• Goal of the exercise: Go through the records and show each line where the word "React" occurs.

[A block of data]

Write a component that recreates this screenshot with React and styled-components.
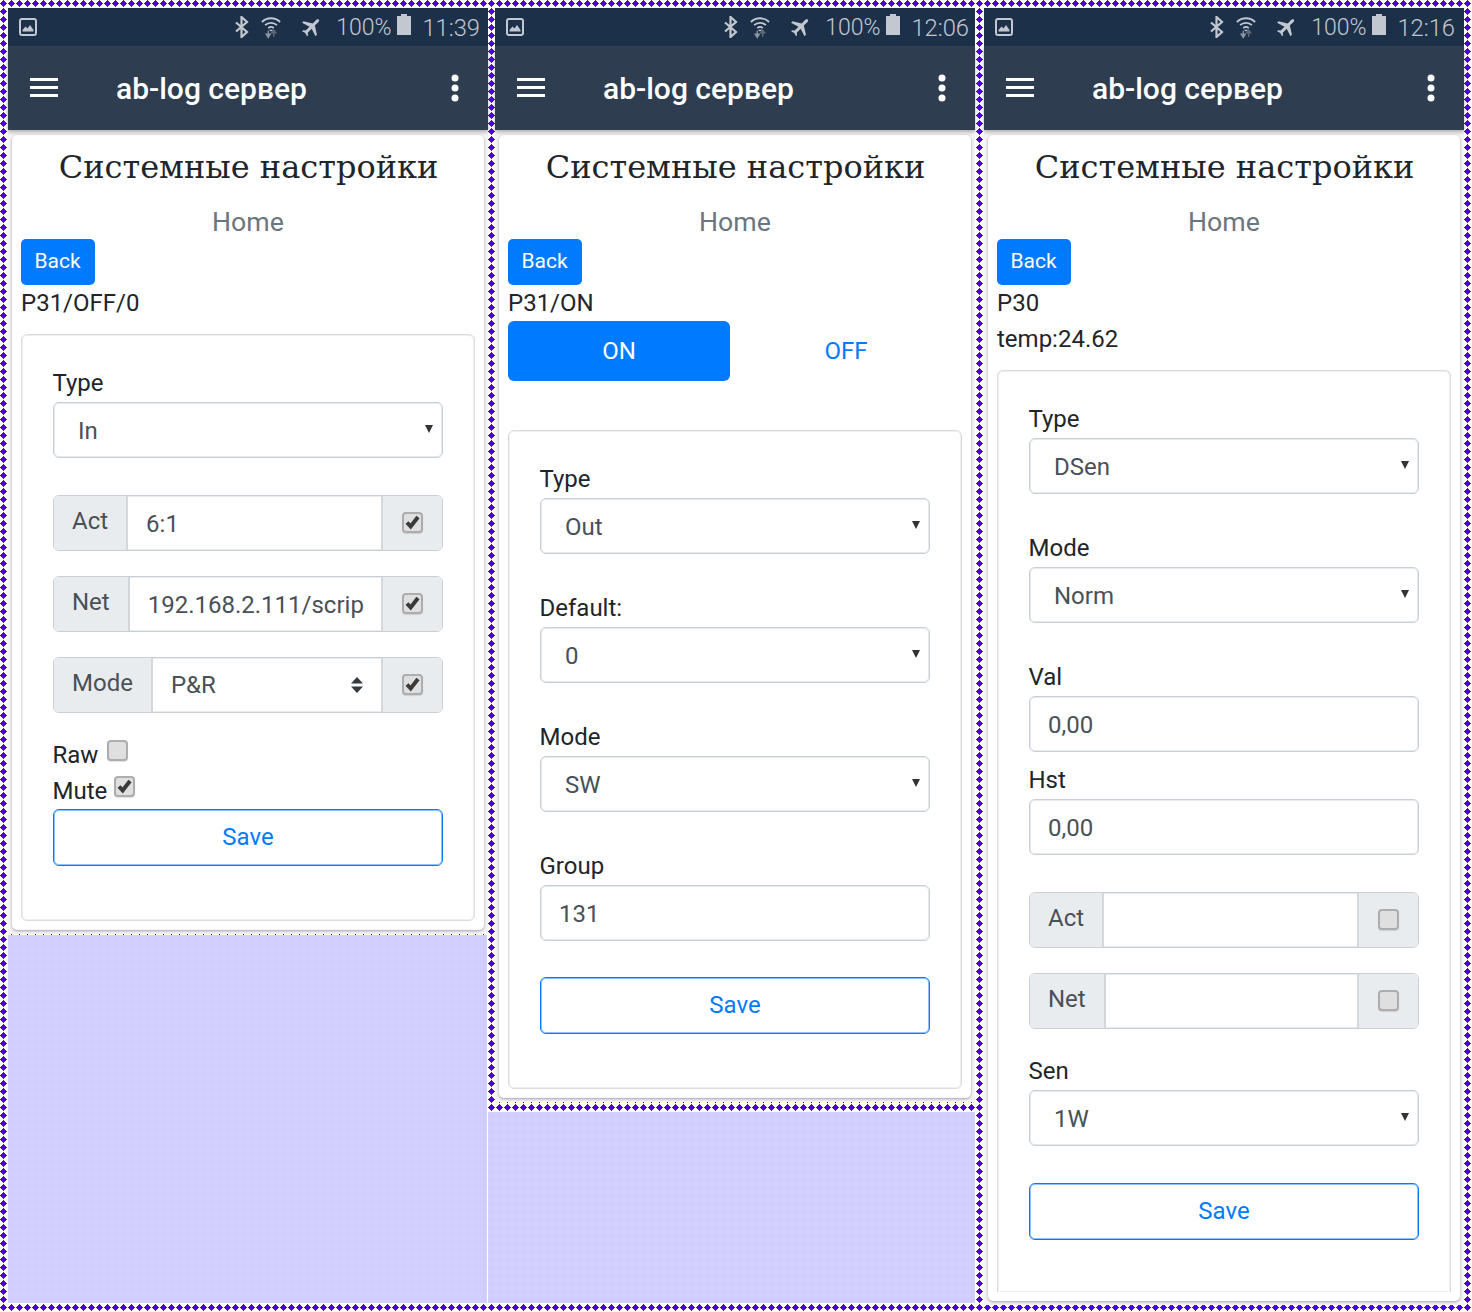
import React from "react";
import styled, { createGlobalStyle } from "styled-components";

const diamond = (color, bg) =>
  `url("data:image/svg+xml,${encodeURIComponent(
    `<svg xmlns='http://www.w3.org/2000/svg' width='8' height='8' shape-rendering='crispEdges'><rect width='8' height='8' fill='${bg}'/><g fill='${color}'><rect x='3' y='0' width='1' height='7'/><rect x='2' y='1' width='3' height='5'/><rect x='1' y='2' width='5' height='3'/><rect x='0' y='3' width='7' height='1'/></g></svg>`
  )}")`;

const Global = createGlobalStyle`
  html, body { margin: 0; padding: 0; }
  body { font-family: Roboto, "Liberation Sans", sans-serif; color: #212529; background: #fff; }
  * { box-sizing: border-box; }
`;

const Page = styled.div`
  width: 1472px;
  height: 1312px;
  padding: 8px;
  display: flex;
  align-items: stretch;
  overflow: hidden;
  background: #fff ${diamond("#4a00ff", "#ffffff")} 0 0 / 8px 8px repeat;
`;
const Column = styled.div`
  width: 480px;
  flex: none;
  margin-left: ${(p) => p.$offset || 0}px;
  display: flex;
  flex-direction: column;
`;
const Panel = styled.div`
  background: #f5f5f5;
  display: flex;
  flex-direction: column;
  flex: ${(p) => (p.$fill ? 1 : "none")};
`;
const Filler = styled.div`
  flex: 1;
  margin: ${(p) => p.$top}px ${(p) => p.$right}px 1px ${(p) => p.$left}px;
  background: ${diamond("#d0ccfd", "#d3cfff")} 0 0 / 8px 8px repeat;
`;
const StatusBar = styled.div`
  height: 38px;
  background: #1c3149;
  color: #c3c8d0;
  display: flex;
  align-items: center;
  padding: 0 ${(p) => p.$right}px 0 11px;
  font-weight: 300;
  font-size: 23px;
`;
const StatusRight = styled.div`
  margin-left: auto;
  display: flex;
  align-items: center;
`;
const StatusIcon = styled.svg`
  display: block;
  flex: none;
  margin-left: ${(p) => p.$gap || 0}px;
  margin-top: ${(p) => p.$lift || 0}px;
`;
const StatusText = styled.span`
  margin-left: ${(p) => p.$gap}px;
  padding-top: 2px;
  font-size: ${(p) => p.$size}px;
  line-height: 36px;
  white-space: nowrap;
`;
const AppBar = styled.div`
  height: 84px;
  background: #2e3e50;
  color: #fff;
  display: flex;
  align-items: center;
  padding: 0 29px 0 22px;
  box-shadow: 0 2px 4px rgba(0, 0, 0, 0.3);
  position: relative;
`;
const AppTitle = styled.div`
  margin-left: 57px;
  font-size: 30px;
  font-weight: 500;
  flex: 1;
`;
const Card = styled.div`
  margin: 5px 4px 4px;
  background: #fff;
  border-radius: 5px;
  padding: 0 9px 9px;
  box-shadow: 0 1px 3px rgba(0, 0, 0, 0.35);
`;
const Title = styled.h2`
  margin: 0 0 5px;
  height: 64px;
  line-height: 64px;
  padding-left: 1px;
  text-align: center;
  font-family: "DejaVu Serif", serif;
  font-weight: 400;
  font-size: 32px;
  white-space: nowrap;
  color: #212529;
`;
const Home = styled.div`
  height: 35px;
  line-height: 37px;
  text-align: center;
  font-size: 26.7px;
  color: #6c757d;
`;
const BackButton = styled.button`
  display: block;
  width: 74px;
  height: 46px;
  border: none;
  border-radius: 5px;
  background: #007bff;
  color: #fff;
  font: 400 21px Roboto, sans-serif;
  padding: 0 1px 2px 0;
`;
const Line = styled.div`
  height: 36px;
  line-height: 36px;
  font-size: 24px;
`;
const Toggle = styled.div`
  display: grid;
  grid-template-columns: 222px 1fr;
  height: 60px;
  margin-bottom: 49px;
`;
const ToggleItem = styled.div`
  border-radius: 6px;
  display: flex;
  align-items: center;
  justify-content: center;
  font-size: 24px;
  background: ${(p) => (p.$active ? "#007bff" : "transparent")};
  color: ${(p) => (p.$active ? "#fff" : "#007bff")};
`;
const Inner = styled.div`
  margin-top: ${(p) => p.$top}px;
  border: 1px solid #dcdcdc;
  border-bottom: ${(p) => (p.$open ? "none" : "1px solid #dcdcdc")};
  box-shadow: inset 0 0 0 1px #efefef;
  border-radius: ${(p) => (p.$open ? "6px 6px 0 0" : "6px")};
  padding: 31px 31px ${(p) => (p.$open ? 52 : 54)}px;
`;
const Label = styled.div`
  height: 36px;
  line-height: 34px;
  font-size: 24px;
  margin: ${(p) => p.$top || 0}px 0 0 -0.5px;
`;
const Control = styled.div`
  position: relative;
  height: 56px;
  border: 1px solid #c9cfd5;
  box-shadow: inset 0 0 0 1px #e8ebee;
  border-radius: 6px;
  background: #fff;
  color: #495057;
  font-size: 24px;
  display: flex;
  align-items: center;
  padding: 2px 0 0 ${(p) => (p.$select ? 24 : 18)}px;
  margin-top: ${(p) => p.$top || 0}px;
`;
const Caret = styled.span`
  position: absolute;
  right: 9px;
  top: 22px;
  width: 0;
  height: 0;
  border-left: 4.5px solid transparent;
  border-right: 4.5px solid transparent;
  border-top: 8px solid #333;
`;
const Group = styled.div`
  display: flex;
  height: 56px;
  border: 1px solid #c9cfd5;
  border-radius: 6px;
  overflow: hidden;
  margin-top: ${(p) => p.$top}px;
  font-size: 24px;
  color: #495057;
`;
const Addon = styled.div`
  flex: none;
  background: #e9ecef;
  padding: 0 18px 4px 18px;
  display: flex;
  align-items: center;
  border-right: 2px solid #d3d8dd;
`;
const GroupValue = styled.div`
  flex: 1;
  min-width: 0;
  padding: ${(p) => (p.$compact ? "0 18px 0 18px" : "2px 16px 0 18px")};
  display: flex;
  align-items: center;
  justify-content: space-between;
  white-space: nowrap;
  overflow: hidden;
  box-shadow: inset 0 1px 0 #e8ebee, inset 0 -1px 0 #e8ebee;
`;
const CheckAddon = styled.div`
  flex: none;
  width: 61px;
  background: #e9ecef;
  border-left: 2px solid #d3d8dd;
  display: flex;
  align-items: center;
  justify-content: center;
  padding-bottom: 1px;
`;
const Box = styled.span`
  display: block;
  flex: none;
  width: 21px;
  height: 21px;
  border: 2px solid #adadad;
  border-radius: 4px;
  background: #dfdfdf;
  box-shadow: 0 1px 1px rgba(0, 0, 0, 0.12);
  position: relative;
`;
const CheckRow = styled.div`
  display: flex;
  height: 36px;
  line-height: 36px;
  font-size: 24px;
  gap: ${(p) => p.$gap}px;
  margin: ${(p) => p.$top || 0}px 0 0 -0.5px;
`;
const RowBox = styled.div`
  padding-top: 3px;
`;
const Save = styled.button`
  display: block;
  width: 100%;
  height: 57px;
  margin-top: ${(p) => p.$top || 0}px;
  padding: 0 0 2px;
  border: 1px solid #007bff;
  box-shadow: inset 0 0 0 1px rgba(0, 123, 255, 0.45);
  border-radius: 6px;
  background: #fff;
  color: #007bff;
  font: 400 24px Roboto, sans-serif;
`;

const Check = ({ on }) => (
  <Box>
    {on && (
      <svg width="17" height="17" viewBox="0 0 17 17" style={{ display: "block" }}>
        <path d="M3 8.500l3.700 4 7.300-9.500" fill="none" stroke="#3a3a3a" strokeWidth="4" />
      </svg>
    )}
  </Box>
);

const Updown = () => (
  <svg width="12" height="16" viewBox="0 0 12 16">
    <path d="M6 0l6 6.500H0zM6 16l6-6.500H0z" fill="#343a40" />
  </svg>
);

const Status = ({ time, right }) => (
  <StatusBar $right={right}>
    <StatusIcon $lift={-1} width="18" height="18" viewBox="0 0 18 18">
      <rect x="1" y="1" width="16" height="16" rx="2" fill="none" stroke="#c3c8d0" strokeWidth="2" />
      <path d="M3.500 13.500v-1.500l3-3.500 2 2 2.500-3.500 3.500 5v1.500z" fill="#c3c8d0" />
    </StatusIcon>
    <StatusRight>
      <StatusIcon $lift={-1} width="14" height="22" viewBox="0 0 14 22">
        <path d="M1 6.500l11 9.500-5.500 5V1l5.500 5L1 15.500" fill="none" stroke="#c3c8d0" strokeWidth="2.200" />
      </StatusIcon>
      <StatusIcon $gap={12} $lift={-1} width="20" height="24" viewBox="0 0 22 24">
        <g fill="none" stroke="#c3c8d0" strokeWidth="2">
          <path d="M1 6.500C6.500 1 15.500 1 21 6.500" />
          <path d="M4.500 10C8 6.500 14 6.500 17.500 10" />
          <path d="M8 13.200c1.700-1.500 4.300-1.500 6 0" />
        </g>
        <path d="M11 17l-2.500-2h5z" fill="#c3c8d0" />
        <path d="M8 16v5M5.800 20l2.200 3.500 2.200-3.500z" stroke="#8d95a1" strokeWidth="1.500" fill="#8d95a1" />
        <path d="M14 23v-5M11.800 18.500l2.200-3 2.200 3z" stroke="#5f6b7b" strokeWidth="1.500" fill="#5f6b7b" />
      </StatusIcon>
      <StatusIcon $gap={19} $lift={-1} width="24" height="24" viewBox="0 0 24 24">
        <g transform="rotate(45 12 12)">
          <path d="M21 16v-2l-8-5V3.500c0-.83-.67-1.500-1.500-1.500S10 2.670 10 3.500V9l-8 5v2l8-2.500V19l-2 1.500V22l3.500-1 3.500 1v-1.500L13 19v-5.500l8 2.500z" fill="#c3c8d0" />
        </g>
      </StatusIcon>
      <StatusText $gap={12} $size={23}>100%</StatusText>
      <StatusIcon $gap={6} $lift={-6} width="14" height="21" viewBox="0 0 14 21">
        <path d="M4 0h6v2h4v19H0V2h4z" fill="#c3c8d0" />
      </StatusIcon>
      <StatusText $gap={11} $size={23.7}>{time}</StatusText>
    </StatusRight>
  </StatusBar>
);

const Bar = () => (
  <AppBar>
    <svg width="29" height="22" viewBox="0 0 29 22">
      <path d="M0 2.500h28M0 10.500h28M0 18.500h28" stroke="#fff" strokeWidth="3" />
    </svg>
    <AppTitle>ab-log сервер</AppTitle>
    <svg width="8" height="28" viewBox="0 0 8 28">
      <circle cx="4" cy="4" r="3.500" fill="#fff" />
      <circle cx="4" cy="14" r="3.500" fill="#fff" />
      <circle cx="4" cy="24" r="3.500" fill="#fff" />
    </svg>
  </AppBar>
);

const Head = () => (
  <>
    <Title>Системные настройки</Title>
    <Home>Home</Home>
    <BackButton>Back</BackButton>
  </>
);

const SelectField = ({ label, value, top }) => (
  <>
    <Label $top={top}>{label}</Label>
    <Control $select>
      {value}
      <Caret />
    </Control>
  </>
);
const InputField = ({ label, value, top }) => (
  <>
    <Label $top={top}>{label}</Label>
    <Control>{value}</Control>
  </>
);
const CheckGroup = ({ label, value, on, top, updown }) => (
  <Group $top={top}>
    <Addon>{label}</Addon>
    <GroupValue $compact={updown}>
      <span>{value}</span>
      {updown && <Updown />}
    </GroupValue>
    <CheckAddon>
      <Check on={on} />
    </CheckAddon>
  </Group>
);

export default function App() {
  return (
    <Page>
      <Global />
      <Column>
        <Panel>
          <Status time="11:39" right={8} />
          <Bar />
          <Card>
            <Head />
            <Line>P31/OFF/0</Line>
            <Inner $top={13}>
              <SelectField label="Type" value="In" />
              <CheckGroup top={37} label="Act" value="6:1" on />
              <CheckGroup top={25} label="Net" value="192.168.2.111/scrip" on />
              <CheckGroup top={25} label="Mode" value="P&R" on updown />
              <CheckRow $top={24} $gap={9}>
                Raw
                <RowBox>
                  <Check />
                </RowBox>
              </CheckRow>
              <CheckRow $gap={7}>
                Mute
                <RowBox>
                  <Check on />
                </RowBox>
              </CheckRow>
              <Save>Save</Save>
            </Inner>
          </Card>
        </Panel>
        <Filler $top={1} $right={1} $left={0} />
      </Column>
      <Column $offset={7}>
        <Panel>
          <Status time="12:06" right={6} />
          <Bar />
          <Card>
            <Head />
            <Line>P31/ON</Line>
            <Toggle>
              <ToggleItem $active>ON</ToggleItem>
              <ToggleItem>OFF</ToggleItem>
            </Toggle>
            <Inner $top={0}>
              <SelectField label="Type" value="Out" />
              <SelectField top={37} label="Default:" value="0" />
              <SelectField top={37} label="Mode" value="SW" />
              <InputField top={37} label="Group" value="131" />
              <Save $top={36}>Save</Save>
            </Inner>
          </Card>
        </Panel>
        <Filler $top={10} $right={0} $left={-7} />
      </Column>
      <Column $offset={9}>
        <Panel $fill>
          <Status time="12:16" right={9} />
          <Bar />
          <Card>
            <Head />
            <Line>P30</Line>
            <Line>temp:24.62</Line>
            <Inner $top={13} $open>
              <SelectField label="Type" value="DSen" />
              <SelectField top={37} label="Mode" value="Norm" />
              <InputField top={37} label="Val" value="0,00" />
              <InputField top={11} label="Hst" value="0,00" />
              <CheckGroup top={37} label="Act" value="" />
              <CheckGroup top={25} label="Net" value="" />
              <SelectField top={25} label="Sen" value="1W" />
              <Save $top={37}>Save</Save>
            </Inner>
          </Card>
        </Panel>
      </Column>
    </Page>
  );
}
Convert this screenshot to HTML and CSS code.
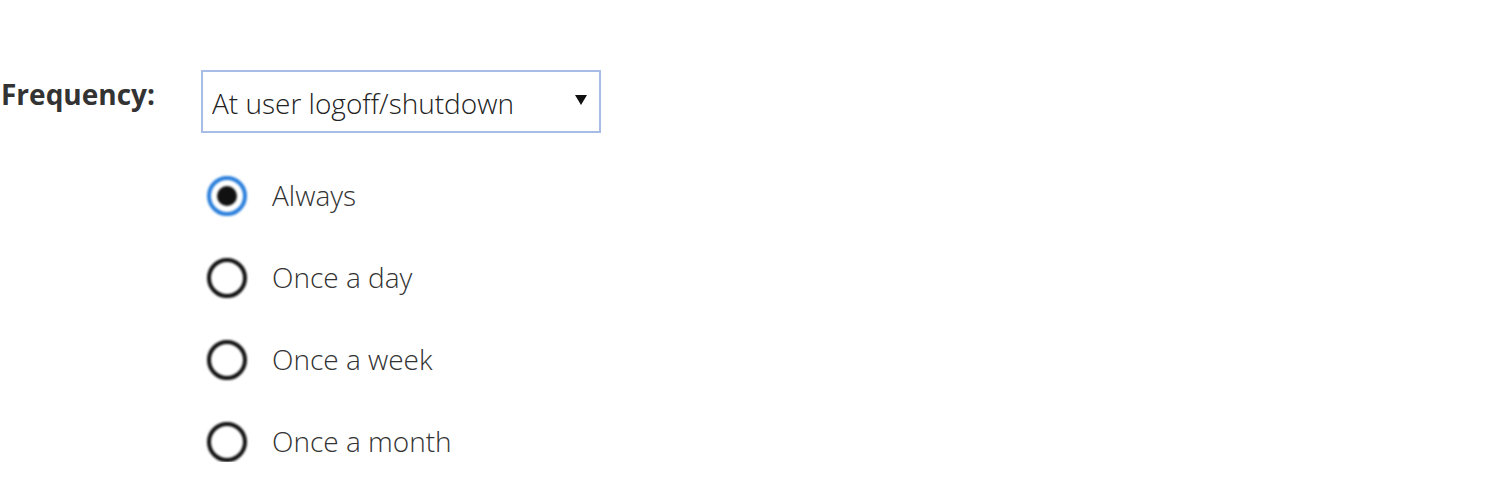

• Expected answer:
Write a component that recreates this screenshot with React and styled-components.
import React from "react";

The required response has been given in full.